God, the Guardian just doesn’t understand money, does it?

Bowie sold 140m records during a career spanning more than half a century, and also made an estimated $55m from selling so-called “Bowie bonds” – basically turning his royalties into financial instruments.

You don’t “make money” by issuing bonds. You’re borrowing money. That statement is akin to saying that taking out an overdraft is you making money. Just nonsense.

It’s worrying when one of the major newspapers in the country is so ignorant, isn’t it?

18 thoughts on “God, the Guardian just doesn’t understand money, does it?”

  1. I’ve heard of a couple of bands/musicians doing something similar. A few years back Robbie Williams was trying to raise cash against his potential future earnings.

    What are they spending all their money on, gold-plated coke?

  2. Worrying but hardly surprising. If you look at the fantastic success the Guardian is making of its own finances, you can see why you should heed its every word on other company’s or people’s.

    And do exactly the opposite to what it advises.

  3. To be pendantic, I’d imagine Bowie did “make money”. Or why would he have done it? Shifting those royalty payments from some indefinite time in the future to the then present must have been perceived as raising their value to him. Reduced his risk by selling it to others. He must have thought there were better investments than David Bowie futures.
    Presumably there were tax benefits, as well?

  4. Come to think of it, a very good move. Somewhere along the line he’s benefited from the discounting of the inevitable spike in record sales following his own death.

  5. What he actually did was use the $55 million to purchase the recording and publishing rights (formerly owned by his record company and publisher) to those songs. Meaning that instead of getting, say, 50% or whatever of the radio play money (substantial sums in the UK, BBC pays about £55 per play on Radio 1 to the songwriter via the publisher) he gets 100% of it. And also secures that income stream to be the security against those bonds. Effectively it was a bet on the longevity of his back catalogue on the radio (well, not just radio, but you get the point).

    But it’s still true that it was his deployment of the money, not his borrowing of it, that made him money.

  6. The interview with Paxman in 99 suggested that Bowie was well ahead of the pack in understanding what the internet was going to do to music. He maybe also figured that everyone that wanted Let’s Dance or Low on CD will have bought it. From what I saw on Wiki, they didn’t even make their money back.

    Steve,
    “A few years back Robbie Williams was trying to raise cash against his potential future earnings. What are they spending all their money on, gold-plated coke?”

    The thing with Robbie Williams – he wasn’t going to have a long career. He isn’t much of a songwriter and he doesn’t have a great voice. Boyish charm doesn’t last.

  7. “It’s worrying when one of the major newspapers in the country is so ignorant, isn’t it?” Its own style of ignorance is the Tox Dadger’s USP.

  8. Did he issue a redeemable bond or just sell the rights to an income stream for a defined period, that second eould make him money a the time, of course over time offset against the loss of those royalties to him.

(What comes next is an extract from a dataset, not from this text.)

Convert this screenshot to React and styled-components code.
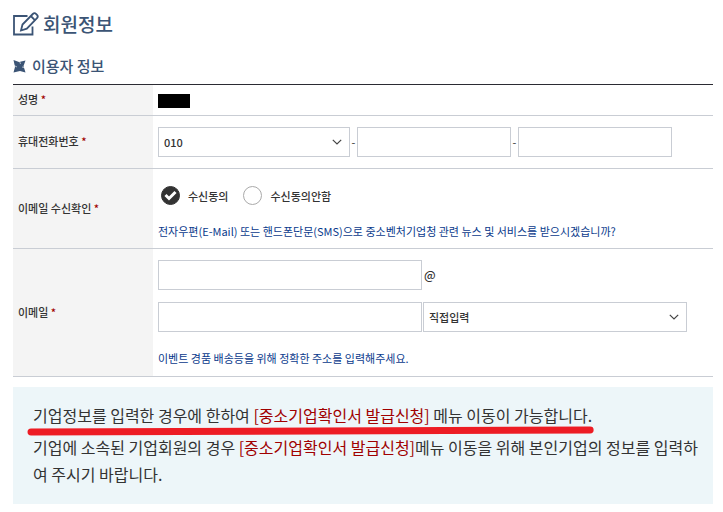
import React, { useState } from 'react'
import styled, { createGlobalStyle } from 'styled-components'

const GlobalStyle = createGlobalStyle`
  * {
    box-sizing: border-box;
  }

  body {
    margin: 0;
    background: #fff;
    color: #333;
    font-family: 'Noto Sans CJK KR', sans-serif;
    font-size: 11px;
    line-height: 18px;
  }

  input, select {
    font: inherit;
    color: inherit;
  }
`

const Page = styled.main`
  padding: 8px 10px 8px 13px;
`

const Title = styled.h1`
  display: flex;
  align-items: center;
  gap: 4px;
  margin: 0 0 14px;
  color: #3b5475;
  font-size: 19px;
  font-weight: 500;
  line-height: 32px;
`

const SubTitle = styled.h2`
  display: flex;
  align-items: center;
  gap: 6px;
  margin: 0 0 6px;
  color: #3b5475;
  font-size: 15px;
  font-weight: 500;
  line-height: 24px;
`

const InfoTable = styled.table`
  width: 100%;
  border-collapse: collapse;
  border-top: 1px solid #2b2b33;
`

const HeadCell = styled.th`
  width: 140px;
  padding: 4px 5px 6px;
  border-bottom: 1px solid #c9cdd4;
  background: #f4f4f4;
  font-weight: 500;
  text-align: left;
`

const Cell = styled.td`
  padding: ${({ $pad }) => $pad || '11px 5px'};
  border-bottom: 1px solid #c9cdd4;
`

const Required = styled.span`
  color: #a00000;
`

const Masked = styled.span`
  display: block;
  width: 32px;
  height: 14px;
  background: #000;
`

const Line = styled.div`
  display: flex;
  align-items: center;
  gap: 1px;

  & + & {
    margin-top: 12px;
  }
`

const RadioLine = styled.div`
  display: flex;
  flex-wrap: wrap;
  gap: 15px;
  padding-left: 3px;
`

const Field = styled.input`
  flex: 0 1 ${({ $width }) => $width};
  min-width: 0;
  height: 30px;
  padding: 0 5px;
  border: 1px solid #c9cdd4;
  border-radius: 0;
  background: #fff;
`

const SelectBox = styled.div`
  display: grid;
  flex: 0 1 ${({ $width }) => $width};
  align-items: center;
  min-width: 0;

  & > * {
    grid-area: 1 / 1;
  }

  & > svg {
    justify-self: end;
    margin-right: 8px;
    pointer-events: none;
  }
`

const Select = styled.select`
  width: 100%;
  height: 30px;
  padding: 0 20px 0 5px;
  border: 1px solid #c9cdd4;
  border-radius: 0;
  background: #fff;
  font-weight: 500;
  appearance: none;
`

const Dash = styled.span`
  width: 5px;
  text-align: center;
`

const At = styled.span`
  padding-left: 1px;
  font-size: 12px;
  font-weight: 500;
`

const RadioLabel = styled.label`
  display: flex;
  align-items: center;
  gap: 8px;
  font-weight: 500;
`

const Radio = styled.input`
  width: 19px;
  height: 19px;
  margin: 0;
  border: 1px solid #aaa;
  border-radius: 50%;
  background: #fff;
  appearance: none;

  &:checked {
    border-color: #333;
    background: #333;
  }
`

const RadioMark = styled.span`
  display: grid;
  place-items: center;

  & > * {
    grid-area: 1 / 1;
  }

  & > svg {
    pointer-events: none;
  }
`

const Help = styled.p`
  margin: 17px 0 0;
  color: #0a3a8c;
`

const Notice = styled.section`
  margin-top: 10px;
  padding: 15px 10px 16px 20px;
  background: #edf6f9;
  font-size: 16px;
  line-height: 27px;
  word-break: break-all;
`

const NoticeText = styled.p`
  margin: 0;

  & + & {
    margin-top: 5px;
  }
`

const Marked = styled.span`
  position: relative;
  display: inline-block;
`

const MarkerLine = styled.svg`
  position: absolute;
  left: -6px;
  bottom: -7px;
  width: calc(100% + 8px);
  height: 10px;
`

const Menu = styled.span`
  color: #a00000;
`

const EditIcon = () => (
  <svg width="26" height="26" viewBox="0 0 26 26" fill="none" stroke="#3b5475" strokeWidth="1.8" aria-hidden="true">
    <path d="M14.500 5H1v18.500h18.500v-8" />
    <path d="M8 19.500l1.500-6L19.800 3q1.700-1.700 3.300 0l.9.9q1.600 1.600 0 3.200L13.800 17.700z" />
    <path d="M17.800 5l4.300 4.300" />
  </svg>
)

const BulletIcon = () => (
  <svg width="13" height="13" viewBox="0 0 13 13" aria-hidden="true">
    <path d="M.5 0L6 2 12.500.5 10.500 6 12.500 12.500 7 11 .5 12.500 2 7z" fill="#3b5475" />
    <path d="M0 5l4 2M6.500 1l1 3M9 7l4 1" stroke="#fff" strokeWidth=".6" />
  </svg>
)

const Chevron = () => (
  <svg width="10" height="6" viewBox="0 0 10 6" fill="none" stroke="#444" strokeWidth="1.200" aria-hidden="true">
    <path d="M.8.8L5 5 9.200.8" />
  </svg>
)

const Check = () => (
  <svg width="13" height="11" viewBox="0 0 13 11" fill="none" stroke="#fff" strokeWidth="3" aria-hidden="true">
    <path d="M1.500 5l3.500 3.500L11.500 2" />
  </svg>
)

const Label = ({ htmlFor, children }) => (
  <HeadCell scope="row">
    {htmlFor ? <label htmlFor={htmlFor}>{children}</label> : children} <Required>*</Required>
  </HeadCell>
)

export default function App() {
  const [agree, setAgree] = useState('yes')

  return (
    <Page>
      <GlobalStyle />
      <Title><EditIcon />회원정보</Title>
      <SubTitle><BulletIcon />이용자 정보</SubTitle>
      <InfoTable>
        <tbody>
          <tr>
            <Label>성명</Label>
            <Cell $pad="9px 5px 7px"><Masked /></Cell>
          </tr>
          <tr>
            <Label htmlFor="phone">휴대전화번호</Label>
            <Cell>
              <Line>
                <SelectBox $width="192px">
                  <Select id="phone" defaultValue="010">
                    <option>010</option>
                    <option>011</option>
                  </Select>
                  <Chevron />
                </SelectBox>
                <Dash>-</Dash>
                <Field $width="154px" type="tel" aria-label="휴대전화번호 가운데 자리" />
                <Dash>-</Dash>
                <Field $width="154px" type="tel" aria-label="휴대전화번호 끝자리" />
              </Line>
            </Cell>
          </tr>
          <tr>
            <Label>이메일 수신확인</Label>
            <Cell $pad="17px 5px 8px">
              <RadioLine>
                {[['yes', '수신동의'], ['no', '수신동의안함']].map(([value, text]) => (
                  <RadioLabel key={value}>
                    <RadioMark>
                      <Radio
                        type="radio"
                        name="agree"
                        checked={agree === value}
                        onChange={() => setAgree(value)}
                      />
                      {agree === value && <Check />}
                    </RadioMark>
                    {text}
                  </RadioLabel>
                ))}
              </RadioLine>
              <Help>전자우편(E-Mail) 또는 핸드폰단문(SMS)으로 중소벤처기업청 관련 뉴스 및 서비스를 받으시겠습니까?</Help>
            </Cell>
          </tr>
          <tr>
            <Label htmlFor="email">이메일</Label>
            <Cell $pad="11px 5px 9px">
              <Line>
                <Field $width="264px" id="email" type="text" />
                <At>@</At>
              </Line>
              <Line>
                <Field $width="264px" type="text" aria-label="이메일 도메인" />
                <SelectBox $width="264px">
                  <Select aria-label="이메일 도메인 선택" defaultValue="직접입력">
                    <option>직접입력</option>
                  </Select>
                  <Chevron />
                </SelectBox>
              </Line>
              <Help>이벤트 경품 배송등을 위해 정확한 주소를 입력해주세요.</Help>
            </Cell>
          </tr>
        </tbody>
      </InfoTable>
      <Notice>
        <NoticeText>
          <Marked>
            기업정보를 입력한 경우에 한하여 <Menu>[중소기업확인서 발급신청]</Menu> 메뉴 이동이 가능합니다.
            <MarkerLine viewBox="0 0 556 10" preserveAspectRatio="none" aria-hidden="true">
              <path d="M4 6L552 4" stroke="#ed1c24" strokeWidth="7" strokeLinecap="round" />
            </MarkerLine>
          </Marked>
        </NoticeText>
        <NoticeText>
          기업에 소속된 기업회원의 경우 <Menu>[중소기업확인서 발급신청]</Menu>메뉴 이동을 위해 본인기업의 정보를 입력하여 주시기 바랍니다.
        </NoticeText>
      </Notice>
    </Page>
  )
}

    Interesting that they said his estate is £70m split amongst the wife and kids. They didn’t mention death duties, is HMRC giving him a sweat heart deal, we should get 40% of the gross, after all he was born here so that’s how it works, yes?

  9. Bowie’s deal was unusual – the standard practice is just to sell your future earnings stream in return for a one-off payment. The article’s mistake was to describe the typical case, not Bowie’s different one.

  10. “They didn’t mention death duties, is HMRC giving him a sweat heart deal, we should get 40% of the gross, after all he was born here so that’s how it works, yes?”

    I know HRMC would love to gouge anyone as hard as they can, but I’d very much like to see them try collecting anything over Stuff that isn’t even in the jursisdiction of their mandate, nor has ever been for most of it.

    Tim writes articles about that kind of stuff, y’know…

  11. @ I sneeze in threes
    Death Duties depend on domicile, so if David Bowie had formally redomiciled (one criterion is “where do you want to die” – and he died in New York and wanted his ashes scattered in Bali) then UK death duties would not apply.

  12. Arnster:

    He certainly had a good team around him.

    And that last album is excellent.

    This isn’t really the place to be doodling and dreaming up your own epitaph!